Exclude any images and output the remaining records exactly.

Data items
★ ★ ★ ★ ★ ★ ★
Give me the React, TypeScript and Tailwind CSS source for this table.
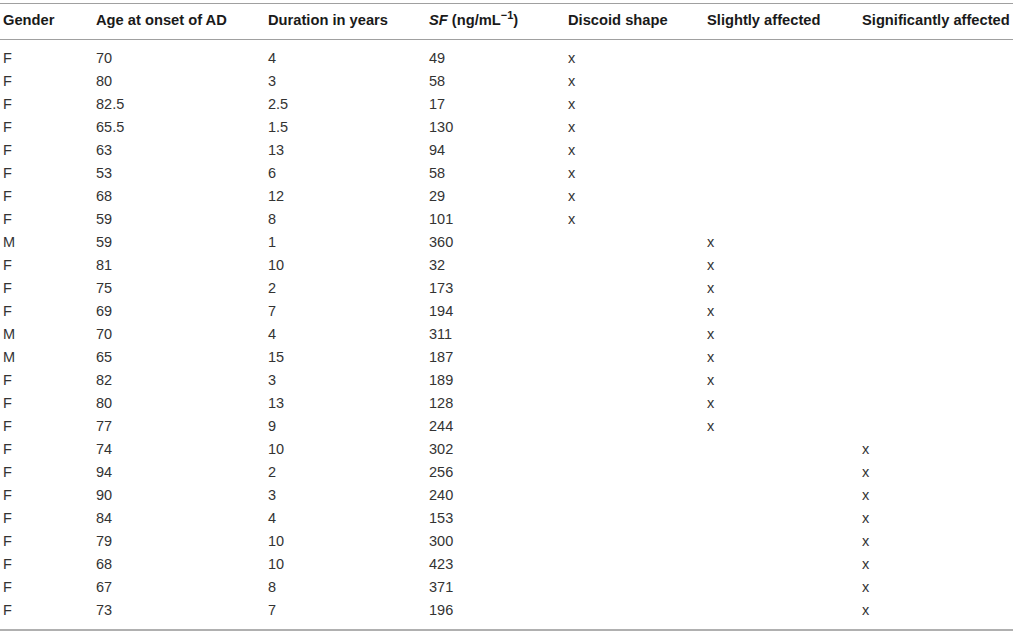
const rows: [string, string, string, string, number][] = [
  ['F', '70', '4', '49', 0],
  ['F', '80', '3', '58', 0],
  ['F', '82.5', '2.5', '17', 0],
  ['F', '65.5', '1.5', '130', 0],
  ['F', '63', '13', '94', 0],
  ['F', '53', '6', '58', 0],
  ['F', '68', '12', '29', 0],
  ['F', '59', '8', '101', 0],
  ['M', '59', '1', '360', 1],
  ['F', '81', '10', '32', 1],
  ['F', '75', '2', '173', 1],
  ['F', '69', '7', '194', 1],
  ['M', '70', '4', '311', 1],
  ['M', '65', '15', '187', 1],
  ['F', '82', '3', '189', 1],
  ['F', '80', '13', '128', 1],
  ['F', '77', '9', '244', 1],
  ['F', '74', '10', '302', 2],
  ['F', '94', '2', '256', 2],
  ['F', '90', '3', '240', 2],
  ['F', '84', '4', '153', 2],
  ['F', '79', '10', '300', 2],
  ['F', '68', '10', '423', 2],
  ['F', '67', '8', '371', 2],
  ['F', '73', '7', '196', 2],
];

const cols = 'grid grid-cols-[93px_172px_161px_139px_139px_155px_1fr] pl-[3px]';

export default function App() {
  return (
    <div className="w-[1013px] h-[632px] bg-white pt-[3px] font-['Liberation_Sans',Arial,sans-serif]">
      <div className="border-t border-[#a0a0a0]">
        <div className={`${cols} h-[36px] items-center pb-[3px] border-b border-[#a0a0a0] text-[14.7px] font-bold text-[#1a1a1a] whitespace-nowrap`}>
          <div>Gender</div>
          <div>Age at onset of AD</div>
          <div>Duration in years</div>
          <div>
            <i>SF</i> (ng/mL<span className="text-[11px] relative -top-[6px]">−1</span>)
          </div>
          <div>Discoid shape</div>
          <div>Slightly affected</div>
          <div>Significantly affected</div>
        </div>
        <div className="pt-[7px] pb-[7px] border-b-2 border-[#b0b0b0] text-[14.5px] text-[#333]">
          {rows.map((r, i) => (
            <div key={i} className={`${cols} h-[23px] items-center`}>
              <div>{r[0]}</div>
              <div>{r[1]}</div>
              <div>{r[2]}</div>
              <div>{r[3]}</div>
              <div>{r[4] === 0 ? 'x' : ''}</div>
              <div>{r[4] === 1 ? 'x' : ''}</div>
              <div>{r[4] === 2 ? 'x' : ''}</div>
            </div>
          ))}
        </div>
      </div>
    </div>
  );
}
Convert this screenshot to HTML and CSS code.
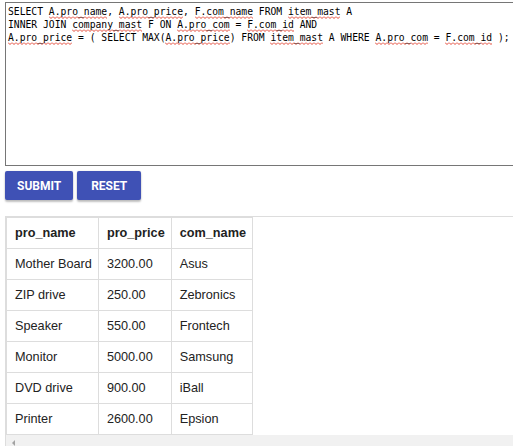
★ ★ ★ ★ ★ ★ ★
● Correct answer
Give me the React, TypeScript and Tailwind CSS source for this table.
const rows: [string, string, string, string, number][] = [
  ['F', '70', '4', '49', 0],
  ['F', '80', '3', '58', 0],
  ['F', '82.5', '2.5', '17', 0],
  ['F', '65.5', '1.5', '130', 0],
  ['F', '63', '13', '94', 0],
  ['F', '53', '6', '58', 0],
  ['F', '68', '12', '29', 0],
  ['F', '59', '8', '101', 0],
  ['M', '59', '1', '360', 1],
  ['F', '81', '10', '32', 1],
  ['F', '75', '2', '173', 1],
  ['F', '69', '7', '194', 1],
  ['M', '70', '4', '311', 1],
  ['M', '65', '15', '187', 1],
  ['F', '82', '3', '189', 1],
  ['F', '80', '13', '128', 1],
  ['F', '77', '9', '244', 1],
  ['F', '74', '10', '302', 2],
  ['F', '94', '2', '256', 2],
  ['F', '90', '3', '240', 2],
  ['F', '84', '4', '153', 2],
  ['F', '79', '10', '300', 2],
  ['F', '68', '10', '423', 2],
  ['F', '67', '8', '371', 2],
  ['F', '73', '7', '196', 2],
];

const cols = 'grid grid-cols-[93px_172px_161px_139px_139px_155px_1fr] pl-[3px]';

export default function App() {
  return (
    <div className="w-[1013px] h-[632px] bg-white pt-[3px] font-['Liberation_Sans',Arial,sans-serif]">
      <div className="border-t border-[#a0a0a0]">
        <div className={`${cols} h-[36px] items-center pb-[3px] border-b border-[#a0a0a0] text-[14.7px] font-bold text-[#1a1a1a] whitespace-nowrap`}>
          <div>Gender</div>
          <div>Age at onset of AD</div>
          <div>Duration in years</div>
          <div>
            <i>SF</i> (ng/mL<span className="text-[11px] relative -top-[6px]">−1</span>)
          </div>
          <div>Discoid shape</div>
          <div>Slightly affected</div>
          <div>Significantly affected</div>
        </div>
        <div className="pt-[7px] pb-[7px] border-b-2 border-[#b0b0b0] text-[14.5px] text-[#333]">
          {rows.map((r, i) => (
            <div key={i} className={`${cols} h-[23px] items-center`}>
              <div>{r[0]}</div>
              <div>{r[1]}</div>
              <div>{r[2]}</div>
              <div>{r[3]}</div>
              <div>{r[4] === 0 ? 'x' : ''}</div>
              <div>{r[4] === 1 ? 'x' : ''}</div>
              <div>{r[4] === 2 ? 'x' : ''}</div>
            </div>
          ))}
        </div>
      </div>
    </div>
  );
}
Convert this screenshot to HTML and CSS code.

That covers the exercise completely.